Stability is important to ensure proper penetration in the intended direction of travel through the vitals.
Last edited by MontanaRifleman; 06-26-2009 at 12:15 PM.
I have noticed from some long range kills made by LRH members, to show bullet expansion below advertized velocities at longer ranges. Specifically with NAB's and possibly SMK's and Bergers. I haven't heard or read of a reason for this phenomena and wonder if heat friction over a prolonged TOF may *soften* the jacket.
Speaking for Berger, the exact low end velocity at which the bullets will work is not a precise enough number to allow for closer impact velocity recommendation. This is especially true when talking about several different calibers and weights being used on a wide variety of animal sizes.

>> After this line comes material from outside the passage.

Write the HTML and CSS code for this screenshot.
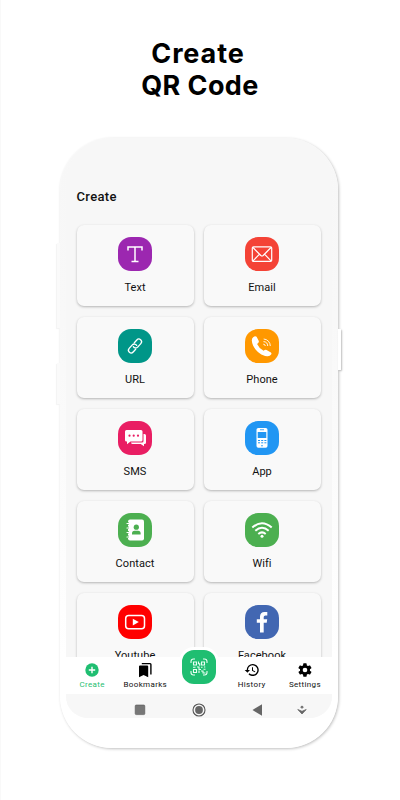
FILE: index.html
```html
<!DOCTYPE html>
<html lang="en">
<head>
    <meta charset="UTF-8">
    <title>Create QR Code</title>
    <link rel="stylesheet" href="styles.css">
</head>
<body>
    <h1 class="title"><span class="title-top">Create</span><span class="title-bottom">QR Code</span></h1>

    <div class="phone">
        <span class="side volume"></span>
        <span class="side lock"></span>
        <span class="side power"></span>

        <div class="screen">
            <div class="content">
                <h2 class="heading">Create</h2>
                <div class="cards">
                    <div class="card">
                        <div class="icon text">
                            <svg viewBox="0 0 34 34" fill="none" stroke="#fff" stroke-width="1.5"><path d="M10 13.5V10h14v3.5M17 10v14.5M13.500 24.5h7"/></svg>
                        </div>
                        <span>Text</span>
                    </div>
                    <div class="card">
                        <div class="icon email">
                            <svg viewBox="0 0 34 34" fill="none" stroke="#fff" stroke-width="1.2"><rect x="7.3" y="9.8" width="19.4" height="14.6" rx="1.2"/><path d="M8 10.5l7.8 8q1.200 1 2.400 0l7.800-8M8 23.800l6.500-6.600M26 23.800l-6.500-6.600"/></svg>
                        </div>
                        <span>Email</span>
                    </div>
                    <div class="card">
                        <div class="icon url">
                            <svg viewBox="0 0 34 34" fill="none" stroke="#fff" stroke-width="1.3" stroke-linecap="round"><g transform="rotate(-48 17 17)"><path d="M15 19.700h-3.700a2.700 2.700 0 0 1 0-5.400h4.700a2.700 2.700 0 0 1 2.600 3.500"/><path d="M19 14.300h3.700a2.700 2.700 0 0 1 0 5.400H18a2.700 2.700 0 0 1-2.600-3.500"/></g></svg>
                        </div>
                        <span>URL</span>
                    </div>
                    <div class="card">
                        <div class="icon call">
                            <svg viewBox="0 0 34 34" fill="#fff"><path d="M8.200 8.300q1.800-1.800 3.400-.6l2.200 4.200q.5 1.600-1.700 3 1.800 4.200 6.500 6.800 1.600-1.600 3-.8l4.300 2.500q1 .8.200 2.200-1.300 2-4 1.700C14.500 26.500 7.300 19 6.800 11.500q0-2.200 1.400-3.200z"/><g fill="none" stroke="#fff" stroke-width=".9"><path d="M18.300 15.200a2 2 0 0 1 2 1.800M18.500 12.600a4.500 4.500 0 0 1 4.200 4.400M18.700 10a7 7 0 0 1 6.600 7"/></g></svg>
                        </div>
                        <span>Phone</span>
                    </div>
                    <div class="card">
                        <div class="icon sms">
                            <svg viewBox="0 0 34 34"><path fill="#fff" d="M25.500 13h1q1.500 0 1.500 1.500v7q0 1.500-1.500 1.500H26v2.300L22.700 23H14.500q-1.200 0-1.500-1.500h11q1.500 0 1.500-1.500z"/><path fill="#fff" d="M8.500 9h14.500q1.500 0 1.500 1.500V19q0 1.500-1.500 1.500H12.500L9 23.300v-2.800h-.5Q7 20.500 7 19v-8.500Q7 9 8.500 9z"/><g fill="#e91e63"><circle cx="11.500" cy="14.700" r="1.100"/><circle cx="15.700" cy="14.700" r="1.100"/><circle cx="20" cy="14.700" r="1.100"/></g></svg>
                        </div>
                        <span>SMS</span>
                    </div>
                    <div class="card">
                        <div class="icon app">
                            <svg viewBox="0 0 34 34"><rect x="11.500" y="7" width="11" height="19.700" rx="1.800" fill="#fff"/><g fill="#2196f3"><rect x="12.700" y="11" width="8.600" height="6"/><rect x="15" y="8.400" width="4" height=".8"/><circle cx="17" cy="24.800" r=".8"/></g><path d="M13 19.500h8.500M13 21.800h8.500" stroke="#2196f3" stroke-width="1" stroke-dasharray="2 1.200"/></svg>
                        </div>
                        <span>App</span>
                    </div>
                    <div class="card">
                        <div class="icon contact">
                            <svg viewBox="0 0 34 34"><rect x="10" y="6.500" width="16" height="21" rx="2" fill="#fff"/><g fill="#4caf50"><circle cx="18.300" cy="14.200" r="2.600"/><path d="M14 21.500v-1.300q0-2.500 2.500-2.500h3.600q2.500 0 2.500 2.500v1.300z"/></g><path d="M10 9.200v16" stroke="#4caf50" stroke-width="1.600"  stroke-dasharray="2.500 1.900"/><path d="M9 10.500h3.500M9 15h3.500M9 19.500h3.500M9 24h3.500" stroke="#fff" stroke-width="1.200" stroke-linecap="round"/></svg>
                        </div>
                        <span>Contact</span>
                    </div>
                    <div class="card">
                        <div class="icon wifi">
                            <svg viewBox="0 0 34 34" fill="none" stroke="#fff" stroke-width="2"><path d="M7.300 14.600q9.700-8.600 19.400 0M10.300 17.800q6.700-6 13.400 0M13.300 21q3.700-3.200 7.400 0"/><circle cx="17" cy="23.300" r="1.500" fill="#fff" stroke="none"/></svg>
                        </div>
                        <span>Wifi</span>
                    </div>
                    <div class="card">
                        <div class="icon youtube">
                            <svg viewBox="0 0 34 34"><rect x="7.700" y="10.500" width="18.800" height="13.300" rx="3" fill="none" stroke="#fff" stroke-width="1.500"/><path d="M14.800 13.800v6.600l6-3.300z" fill="#fff"/></svg>
                        </div>
                        <span>Youtube</span>
                    </div>
                    <div class="card">
                        <div class="icon facebook">
                            <svg viewBox="0 0 34 34"><path fill="#fff" d="M15 27.500V17.800h-3.200v-3.500H15v-2.600q0-4.700 4.600-4.700h2.700v3.400h-1.900q-1.700 0-1.700 1.700v2.200h3.500l-.5 3.500h-3v9.700z"/></svg>
                        </div>
                        <span>Facebook</span>
                    </div>
                </div>
            </div>

            <div class="nav">
                <div class="nav-item active">
                    <svg viewBox="0 0 16 16"><circle cx="8" cy="8" r="6.700" fill="#1fbe71"/><path d="M8 4.800v6.400M4.800 8h6.400" stroke="#fff" stroke-width="1.400"/></svg>
                    <span>Create</span>
                </div>
                <div class="nav-item">
                    <svg viewBox="0 0 16 16"><path d="M2 4.500Q2 3.500 3 3.500h7.200q1 0 1 1v10.700L6.600 13 2 15.200z"/><path d="M4.800 1.600h8.300q.8 0 .8.800v10" fill="none" stroke="#000" stroke-width="1.400"/></svg>
                    <span>Bookmarks</span>
                </div>
                <div class="nav-item">
                    <div class="scan">
                        <svg viewBox="0 0 34 34" fill="none" stroke="#e9fff3" stroke-width="1.100"><path d="M9 13v-1.500Q9 9 11.500 9H13M21 9h1.500Q25 9 25 11.500V13M25 21v1.500q0 2.500-2.500 2.500H21M13 25h-1.500Q9 25 9 22.500V21"/><path d="M11.500 12h3v3h-3zM19.500 12h3v3h-3zM11.500 19.500h3v3h-3zM16.500 11.500v2.200h1.200v2M11 17.300h2.500M15 17h2v2.500h2M19 17.300h1.500M22 17h1.300M17 20.500v2.500M19 21h2v2h2.500M21.500 19.200h2"/></svg>
                    </div>
                </div>
                <div class="nav-item">
                    <svg viewBox="0 0 24 24"><path d="M13 3a9 9 0 0 0-9 9H1l3.900 3.900.1.100L9 12H6a7 7 0 1 1 2.100 4.900l-1.400 1.400A9 9 0 1 0 13 3zm-1 5v5l4.300 2.500.7-1.200-3.500-2.100V8z"/></svg>
                    <span>History</span>
                </div>
                <div class="nav-item">
                    <svg viewBox="0 0 24 24"><path fill-rule="evenodd" d="M19.400 13a7 7 0 0 0 0-2l2.100-1.600a.5.5 0 0 0 .1-.7l-2-3.400a.5.5 0 0 0-.6-.2l-2.500 1a7 7 0 0 0-1.700-1l-.4-2.600a.5.5 0 0 0-.5-.5h-4a.5.5 0 0 0-.5.500L9 5.100a7 7 0 0 0-1.700 1l-2.500-1a.5.5 0 0 0-.6.200l-2 3.400a.5.5 0 0 0 .1.700L4.600 11a7 7 0 0 0 0 2l-2.200 1.600a.5.5 0 0 0-.1.700l2 3.400c.1.200.4.300.6.200l2.500-1a7 7 0 0 0 1.600 1l.4 2.600c0 .3.200.5.500.5h4c.3 0 .5-.2.500-.5l.4-2.600a7 7 0 0 0 1.700-1l2.500 1c.2.100.5 0 .6-.2l2-3.400a.5.5 0 0 0-.1-.7zM12 15.500a3.500 3.500 0 1 1 0-7 3.500 3.500 0 0 1 0 7z"/></svg>
                    <span>Settings</span>
                </div>
            </div>

            <div class="system-bar">
                <svg viewBox="0 0 16 16"><rect x="3.200" y="3" width="9.600" height="9.600" rx="1" fill="#777" stroke="#555" stroke-width=".6"/></svg>
                <svg viewBox="0 0 16 16"><circle cx="8" cy="8" r="6" fill="none" stroke="#555" stroke-width="1.100"/><circle cx="8" cy="8" r="3.900" fill="#666"/></svg>
                <svg viewBox="0 0 16 16"><path d="M2.500 8l9.500-5.800v11.600z" fill="#666"/></svg>
                <svg viewBox="0 0 16 16"><circle cx="8" cy="5.200" r="1.400" fill="#777"/><path d="M3.800 7.500L8 12l4.200-4.500L8 9.300z" fill="#666" stroke="#666" stroke-width=".8"/></svg>
            </div>
        </div>
    </div>
</body>
</html>
```

FILE: styles.css
```css
* {
    box-sizing: border-box;
}

body {
    margin: 0;
    height: 800px;
    background: #fff;
    box-shadow: inset 1px 0 #f9f9f9;
    font-family: Roboto, sans-serif;
    color: #111;
    overflow: hidden;
}

.title {
    display: flex;
    flex-direction: column;
    align-items: center;
    height: 138px;
    margin: 0;
    padding-top: 38px;
    font-family: Inter, sans-serif;
    font-size: 27px;
    font-weight: 700;
    line-height: 32px;
    color: #000;
}

.title-top {
    padding-right: 4px;
    letter-spacing: 0.9px;
}

.title-bottom {
    letter-spacing: 0.4px;
}

.phone {
    position: relative;
    width: 278px;
    height: 610px;
    margin-left: 59.5px;
    padding: 0 6px;
    border-radius: 52px;
    background: linear-gradient(#f7f7f7 0%, #f8f8f8 30%, #fff 85%);
    box-shadow: 1px 1px 3px rgba(0, 0, 0, 0.25);
}

.side {
    position: absolute;
    left: -3px;
    width: 3px;
    background: #fafafa;
    box-shadow: -1px 1px 1px rgba(0, 0, 0, 0.05);
}

.volume {
    top: 105px;
    height: 85px;
}

.lock {
    top: 225px;
    height: 41px;
}

.power {
    top: 191px;
    left: 278px;
    height: 41px;
    background: #fff;
    box-shadow: 1px 1px 2px rgba(0, 0, 0, 0.25);
}

.screen {
    display: flex;
    flex-direction: column;
    height: 580px;
    border-radius: 46px 46px 22px 22px;
    overflow: hidden;
    background: #f7f7f7;
}

.content {
    height: 519px;
    padding: 49px 11px 0;
    overflow: hidden;
}

.heading {
    height: 38px;
    margin: 0;
    font-size: 13px;
    font-weight: 500;
    line-height: 19px;
    letter-spacing: 0.35px;
}

.cards {
    display: grid;
    grid-template-columns: 117px 117px;
    grid-auto-rows: 81px;
    gap: 11px 10px;
}

.card {
    display: flex;
    flex-direction: column;
    align-items: center;
    padding-top: 12px;
    border-radius: 7px;
    background: #f9f9f9;
    box-shadow: 0 1px 2.5px rgba(0, 0, 0, 0.27);
    font-size: 11px;
    line-height: 14px;
    letter-spacing: 0.05px;
}

.card span {
    margin-top: 10px;
}

.icon {
    width: 34px;
    height: 34px;
    border-radius: 13px;
}

.icon svg,
.scan svg {
    display: block;
    width: 34px;
    height: 34px;
}

.text { background: #9c27b0; }
.email { background: #f44336; }
.url { background: #009688; }
.call { background: #ff9800; }
.sms { background: #e91e63; }
.app { background: #2196f3; }
.contact { background: #4caf50; }
.wifi { background: #4caf50; }
.youtube { background: #ff0000; }
.facebook { background: #4267b2; }

.nav {
    display: flex;
    position: relative;
    height: 37px;
    background: #fff;
}

.nav-item {
    display: flex;
    flex: 1;
    flex-direction: column;
    align-items: center;
    padding-top: 5px;
    font-size: 8px;
    line-height: 10px;
    letter-spacing: 0.35px;
}

.nav-item > svg {
    width: 16px;
    height: 16px;
}

.nav-item span {
    margin-top: 2px;
}

.active {
    color: #1fbe71;
}

/* scan button sticks out above the nav */
.scan {
    flex-shrink: 0;
    width: 40px;
    height: 40px;
    margin-top: -15px;
    border: 3px solid #fff;
    border-radius: 15px;
    background: #1fbe71;
}

.system-bar {
    display: grid;
    grid-template-columns: 59px 59px 44px 16px;
    height: 24px;
    padding: 8px 0 0 66px;
    background: #f7f7f7;
}

.system-bar svg {
    width: 16px;
    height: 16px;
}
```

We recommend 1,800 fps as a minimum impact velocity because we know that all our VLD Hunting bullets will work at this velocity. It does not mean that a given bullet can't work at a lower velocity but such is the nature of recommendations provided to a large population of users.
Consider how loading manuals list information that is comfortably on the conservative side. Also consider that our twist rate recommendation must account for all environments and potential muzzle velocities. Many know that the exact twist need to stabilize a given bullet in a given rifle at a specific atmosphere is likely different than our recommendation but our recommendation will work also.